Teregtwyzing.
Aenteekeningen en ik zyn geslagen vyanden. Het gedurig aenhalen van en verzenden naer teksten, ontleend aen oudere schryvers welke weinigen meer lezen en enkelen verstaen, is, behalve dat het my overbodig voorkomt, meestal eene loutere pronkery van belezenheid en veelwetery, waerachter niet zelden het juist tegenovergestelde schuilt.

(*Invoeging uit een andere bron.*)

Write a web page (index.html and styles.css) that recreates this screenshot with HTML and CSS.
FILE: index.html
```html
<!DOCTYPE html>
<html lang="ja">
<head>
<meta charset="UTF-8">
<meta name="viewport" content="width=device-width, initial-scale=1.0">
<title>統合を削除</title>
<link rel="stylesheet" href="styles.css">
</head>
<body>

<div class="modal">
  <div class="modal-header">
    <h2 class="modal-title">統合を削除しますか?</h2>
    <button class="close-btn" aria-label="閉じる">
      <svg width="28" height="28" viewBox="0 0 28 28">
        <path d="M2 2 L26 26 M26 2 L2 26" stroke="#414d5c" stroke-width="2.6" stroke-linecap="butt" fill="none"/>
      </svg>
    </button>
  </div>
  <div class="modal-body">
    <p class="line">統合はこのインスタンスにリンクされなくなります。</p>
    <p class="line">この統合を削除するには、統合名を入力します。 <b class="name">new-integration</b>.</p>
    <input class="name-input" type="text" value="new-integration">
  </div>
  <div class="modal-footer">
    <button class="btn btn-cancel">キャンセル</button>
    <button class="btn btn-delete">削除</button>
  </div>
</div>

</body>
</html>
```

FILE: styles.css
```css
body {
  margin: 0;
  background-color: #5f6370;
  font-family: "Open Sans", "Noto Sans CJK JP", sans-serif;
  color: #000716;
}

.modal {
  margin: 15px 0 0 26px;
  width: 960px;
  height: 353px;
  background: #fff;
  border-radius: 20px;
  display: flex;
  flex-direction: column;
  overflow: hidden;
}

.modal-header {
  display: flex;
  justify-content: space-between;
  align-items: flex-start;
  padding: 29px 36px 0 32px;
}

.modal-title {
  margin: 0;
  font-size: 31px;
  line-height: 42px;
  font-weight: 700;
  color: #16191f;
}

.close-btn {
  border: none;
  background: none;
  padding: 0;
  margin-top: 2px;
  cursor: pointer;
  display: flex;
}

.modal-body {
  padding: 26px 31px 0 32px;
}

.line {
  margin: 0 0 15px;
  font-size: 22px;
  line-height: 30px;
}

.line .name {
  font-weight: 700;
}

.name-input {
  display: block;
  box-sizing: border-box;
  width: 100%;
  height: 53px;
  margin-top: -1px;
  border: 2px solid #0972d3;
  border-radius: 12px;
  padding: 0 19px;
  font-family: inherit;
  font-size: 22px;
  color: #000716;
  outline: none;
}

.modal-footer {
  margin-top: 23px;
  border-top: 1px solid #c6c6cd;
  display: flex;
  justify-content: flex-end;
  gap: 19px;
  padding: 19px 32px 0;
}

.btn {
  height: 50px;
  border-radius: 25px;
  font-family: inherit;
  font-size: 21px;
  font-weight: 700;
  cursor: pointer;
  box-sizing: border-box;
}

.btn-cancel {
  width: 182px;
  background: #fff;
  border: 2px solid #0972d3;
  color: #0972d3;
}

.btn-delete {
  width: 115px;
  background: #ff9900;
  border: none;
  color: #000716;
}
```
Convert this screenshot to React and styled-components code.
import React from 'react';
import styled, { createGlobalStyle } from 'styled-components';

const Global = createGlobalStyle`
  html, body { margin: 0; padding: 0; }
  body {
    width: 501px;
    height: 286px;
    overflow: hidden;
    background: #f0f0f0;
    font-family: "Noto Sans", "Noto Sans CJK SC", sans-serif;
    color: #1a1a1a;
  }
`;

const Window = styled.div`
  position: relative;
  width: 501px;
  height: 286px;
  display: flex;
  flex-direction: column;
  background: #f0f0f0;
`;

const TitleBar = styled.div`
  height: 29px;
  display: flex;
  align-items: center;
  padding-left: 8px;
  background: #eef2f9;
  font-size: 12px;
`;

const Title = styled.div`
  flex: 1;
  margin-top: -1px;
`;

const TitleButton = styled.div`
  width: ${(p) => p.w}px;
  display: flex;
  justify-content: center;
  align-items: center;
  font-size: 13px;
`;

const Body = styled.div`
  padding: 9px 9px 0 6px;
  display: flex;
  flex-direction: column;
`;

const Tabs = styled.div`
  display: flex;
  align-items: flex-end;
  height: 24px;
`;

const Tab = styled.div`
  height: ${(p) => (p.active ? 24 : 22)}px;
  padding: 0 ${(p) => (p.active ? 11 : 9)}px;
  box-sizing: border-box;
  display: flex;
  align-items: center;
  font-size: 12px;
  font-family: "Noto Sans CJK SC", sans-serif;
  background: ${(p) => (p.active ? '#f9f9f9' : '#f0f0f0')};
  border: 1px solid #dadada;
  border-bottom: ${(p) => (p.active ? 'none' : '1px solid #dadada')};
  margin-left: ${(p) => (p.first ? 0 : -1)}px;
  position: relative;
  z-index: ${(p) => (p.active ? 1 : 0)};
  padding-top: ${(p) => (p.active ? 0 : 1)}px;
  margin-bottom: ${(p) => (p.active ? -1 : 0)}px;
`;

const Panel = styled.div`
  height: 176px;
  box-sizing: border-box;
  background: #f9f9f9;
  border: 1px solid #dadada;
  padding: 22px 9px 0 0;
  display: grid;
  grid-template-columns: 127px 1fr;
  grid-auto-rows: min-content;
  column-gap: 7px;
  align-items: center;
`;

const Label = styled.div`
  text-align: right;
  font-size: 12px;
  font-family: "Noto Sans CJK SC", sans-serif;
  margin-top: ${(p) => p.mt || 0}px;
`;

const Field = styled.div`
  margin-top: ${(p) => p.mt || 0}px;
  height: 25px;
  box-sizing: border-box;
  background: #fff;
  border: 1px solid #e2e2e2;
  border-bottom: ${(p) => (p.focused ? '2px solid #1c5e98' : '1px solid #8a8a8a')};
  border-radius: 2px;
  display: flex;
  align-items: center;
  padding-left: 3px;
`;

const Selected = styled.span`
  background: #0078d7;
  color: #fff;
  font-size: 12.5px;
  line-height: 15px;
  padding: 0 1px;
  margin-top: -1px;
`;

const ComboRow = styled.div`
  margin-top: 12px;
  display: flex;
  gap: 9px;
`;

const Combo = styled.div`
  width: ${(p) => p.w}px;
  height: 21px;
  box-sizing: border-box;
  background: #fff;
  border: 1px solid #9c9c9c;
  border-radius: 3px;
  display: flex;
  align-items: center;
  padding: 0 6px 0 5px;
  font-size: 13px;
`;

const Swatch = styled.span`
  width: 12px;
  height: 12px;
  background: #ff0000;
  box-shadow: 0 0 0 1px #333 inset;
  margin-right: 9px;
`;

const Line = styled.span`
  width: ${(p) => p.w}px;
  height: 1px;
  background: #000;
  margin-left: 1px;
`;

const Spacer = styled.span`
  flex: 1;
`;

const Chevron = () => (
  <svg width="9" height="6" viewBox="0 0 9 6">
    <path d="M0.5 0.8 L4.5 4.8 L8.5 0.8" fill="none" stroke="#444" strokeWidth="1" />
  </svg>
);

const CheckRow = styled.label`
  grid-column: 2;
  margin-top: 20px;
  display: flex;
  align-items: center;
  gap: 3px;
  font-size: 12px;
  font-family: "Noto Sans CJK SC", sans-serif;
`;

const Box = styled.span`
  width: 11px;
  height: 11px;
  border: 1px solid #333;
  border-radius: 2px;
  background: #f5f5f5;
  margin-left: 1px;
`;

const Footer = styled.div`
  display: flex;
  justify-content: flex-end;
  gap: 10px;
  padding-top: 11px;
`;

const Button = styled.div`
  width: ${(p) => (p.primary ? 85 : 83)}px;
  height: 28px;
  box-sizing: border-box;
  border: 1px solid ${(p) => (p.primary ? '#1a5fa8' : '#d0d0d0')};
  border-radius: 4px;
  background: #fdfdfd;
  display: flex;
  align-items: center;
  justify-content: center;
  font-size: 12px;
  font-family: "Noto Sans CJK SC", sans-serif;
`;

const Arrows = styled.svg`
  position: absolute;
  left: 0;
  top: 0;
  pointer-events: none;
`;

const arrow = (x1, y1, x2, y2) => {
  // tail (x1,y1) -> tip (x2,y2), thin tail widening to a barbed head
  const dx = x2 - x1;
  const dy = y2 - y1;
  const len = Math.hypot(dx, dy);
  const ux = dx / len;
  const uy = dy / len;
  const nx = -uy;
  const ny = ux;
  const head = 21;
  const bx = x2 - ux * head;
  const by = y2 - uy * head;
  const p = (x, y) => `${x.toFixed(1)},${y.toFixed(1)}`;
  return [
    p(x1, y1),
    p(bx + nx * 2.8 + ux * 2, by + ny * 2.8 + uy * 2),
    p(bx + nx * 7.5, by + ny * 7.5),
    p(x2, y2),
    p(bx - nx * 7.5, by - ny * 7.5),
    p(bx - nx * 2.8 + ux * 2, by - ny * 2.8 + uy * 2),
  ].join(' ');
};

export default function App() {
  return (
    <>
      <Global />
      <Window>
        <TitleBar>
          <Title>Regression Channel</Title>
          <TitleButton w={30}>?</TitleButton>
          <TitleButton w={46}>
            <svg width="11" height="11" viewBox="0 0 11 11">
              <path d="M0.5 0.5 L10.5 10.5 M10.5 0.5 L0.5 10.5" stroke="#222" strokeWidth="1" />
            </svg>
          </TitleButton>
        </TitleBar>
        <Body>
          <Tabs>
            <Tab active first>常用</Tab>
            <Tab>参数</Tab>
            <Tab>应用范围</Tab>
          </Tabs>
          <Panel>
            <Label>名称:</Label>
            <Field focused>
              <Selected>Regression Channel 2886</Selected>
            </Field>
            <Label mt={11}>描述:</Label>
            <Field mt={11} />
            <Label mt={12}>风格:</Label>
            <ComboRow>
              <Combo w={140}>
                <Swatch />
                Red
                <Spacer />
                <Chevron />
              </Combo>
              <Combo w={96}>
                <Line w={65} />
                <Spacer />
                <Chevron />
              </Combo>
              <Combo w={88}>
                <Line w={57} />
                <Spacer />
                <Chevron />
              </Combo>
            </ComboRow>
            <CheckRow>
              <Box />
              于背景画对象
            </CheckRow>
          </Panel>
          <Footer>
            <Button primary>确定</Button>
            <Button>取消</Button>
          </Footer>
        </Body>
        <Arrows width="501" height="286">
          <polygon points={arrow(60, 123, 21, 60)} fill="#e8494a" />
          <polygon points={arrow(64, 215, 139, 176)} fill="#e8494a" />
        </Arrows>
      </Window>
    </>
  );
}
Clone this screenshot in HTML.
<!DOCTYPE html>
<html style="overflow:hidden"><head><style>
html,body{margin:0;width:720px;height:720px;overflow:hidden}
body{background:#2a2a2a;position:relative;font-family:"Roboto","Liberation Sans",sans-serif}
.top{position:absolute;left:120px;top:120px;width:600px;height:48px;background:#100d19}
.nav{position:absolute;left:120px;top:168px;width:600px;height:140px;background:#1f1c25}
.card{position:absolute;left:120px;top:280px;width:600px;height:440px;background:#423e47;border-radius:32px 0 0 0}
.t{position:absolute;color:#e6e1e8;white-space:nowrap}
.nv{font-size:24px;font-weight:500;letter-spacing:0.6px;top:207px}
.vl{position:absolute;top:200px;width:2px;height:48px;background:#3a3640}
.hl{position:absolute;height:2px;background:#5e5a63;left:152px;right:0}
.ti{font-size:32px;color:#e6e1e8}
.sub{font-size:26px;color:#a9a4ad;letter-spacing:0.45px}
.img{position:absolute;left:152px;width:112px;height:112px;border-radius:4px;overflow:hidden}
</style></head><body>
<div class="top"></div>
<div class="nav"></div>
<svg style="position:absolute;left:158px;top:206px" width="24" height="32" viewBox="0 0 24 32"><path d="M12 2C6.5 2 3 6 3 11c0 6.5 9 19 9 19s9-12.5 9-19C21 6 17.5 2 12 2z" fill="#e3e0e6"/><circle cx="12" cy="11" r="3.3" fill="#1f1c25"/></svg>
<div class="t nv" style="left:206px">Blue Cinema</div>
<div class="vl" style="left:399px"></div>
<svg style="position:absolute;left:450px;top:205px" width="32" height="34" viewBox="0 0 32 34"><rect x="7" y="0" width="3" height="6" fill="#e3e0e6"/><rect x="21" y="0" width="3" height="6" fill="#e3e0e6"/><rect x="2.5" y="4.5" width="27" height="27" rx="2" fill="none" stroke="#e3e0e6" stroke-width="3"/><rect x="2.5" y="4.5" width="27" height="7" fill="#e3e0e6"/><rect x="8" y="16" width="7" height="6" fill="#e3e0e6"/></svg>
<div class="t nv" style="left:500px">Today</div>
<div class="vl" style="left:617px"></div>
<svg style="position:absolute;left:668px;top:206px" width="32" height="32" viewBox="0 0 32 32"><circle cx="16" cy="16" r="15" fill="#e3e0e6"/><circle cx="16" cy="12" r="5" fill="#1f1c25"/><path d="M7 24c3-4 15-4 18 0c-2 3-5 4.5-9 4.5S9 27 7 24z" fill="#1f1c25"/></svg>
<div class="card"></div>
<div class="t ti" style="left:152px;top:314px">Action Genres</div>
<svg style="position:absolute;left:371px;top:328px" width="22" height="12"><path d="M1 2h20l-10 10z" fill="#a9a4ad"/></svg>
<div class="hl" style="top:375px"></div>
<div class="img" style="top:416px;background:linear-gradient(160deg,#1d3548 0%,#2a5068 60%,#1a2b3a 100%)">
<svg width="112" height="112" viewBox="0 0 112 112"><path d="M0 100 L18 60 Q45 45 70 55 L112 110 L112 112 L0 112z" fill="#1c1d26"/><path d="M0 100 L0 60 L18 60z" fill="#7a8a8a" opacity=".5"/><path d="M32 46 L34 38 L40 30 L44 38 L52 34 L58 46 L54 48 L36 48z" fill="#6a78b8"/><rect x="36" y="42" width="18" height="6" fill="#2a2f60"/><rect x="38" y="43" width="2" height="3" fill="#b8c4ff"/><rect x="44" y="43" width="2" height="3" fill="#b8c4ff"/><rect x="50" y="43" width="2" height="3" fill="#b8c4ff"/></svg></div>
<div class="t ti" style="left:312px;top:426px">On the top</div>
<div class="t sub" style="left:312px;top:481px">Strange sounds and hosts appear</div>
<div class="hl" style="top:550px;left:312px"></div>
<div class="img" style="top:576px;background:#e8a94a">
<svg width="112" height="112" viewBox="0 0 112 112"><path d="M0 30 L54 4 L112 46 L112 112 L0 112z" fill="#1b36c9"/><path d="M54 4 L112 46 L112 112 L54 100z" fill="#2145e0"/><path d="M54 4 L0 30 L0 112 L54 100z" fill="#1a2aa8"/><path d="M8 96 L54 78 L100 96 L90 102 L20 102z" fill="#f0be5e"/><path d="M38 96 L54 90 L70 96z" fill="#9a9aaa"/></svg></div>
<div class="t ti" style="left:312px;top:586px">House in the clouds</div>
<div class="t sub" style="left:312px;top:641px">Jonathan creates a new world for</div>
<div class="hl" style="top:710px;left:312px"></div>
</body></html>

Ging ik ook aen dit euvel mank, dan had ik myn dichtstuk met een aenzienlyk getal aenteekeningen kunnen doorspekken. Ik heb my echter de moeite gespaerd van een twintigtal bladzyden daermede aen te vullen, en myne vrienden het genoegen ontzegt van ze niet te lezen; zulks wel om de hoogst eenvoudige rede, dat, wie by voorbeeld 't Beschreven tal niet begreep, het Patres Conscripti even min zou verstaen, en dat hy, wien het eerste duidelyk genoeg voorkwam, de tweede verklaring niet noodig had. Voor eerstgenoemden is en blyft myn gedicht een verhael aen de Vaderlandsche Geschiedenis ontleend; laetstgemelden zullen wel zien, zonder dat ik het aentoon, waer en in hoe verre ik van de historische waerheid ben afgeweken en my, ten behoeve der dichterlyke voordragt, het quidlibet audendi van den latynschen Parnaswetgever veroorloofd heb. Ik zou denken hen grof te beledigen, en de grondige kennissen van kundige mannen te kort te doen, met hunne Edelen die afwykingen onder de oogen te brengen.
DE SCHRYVER.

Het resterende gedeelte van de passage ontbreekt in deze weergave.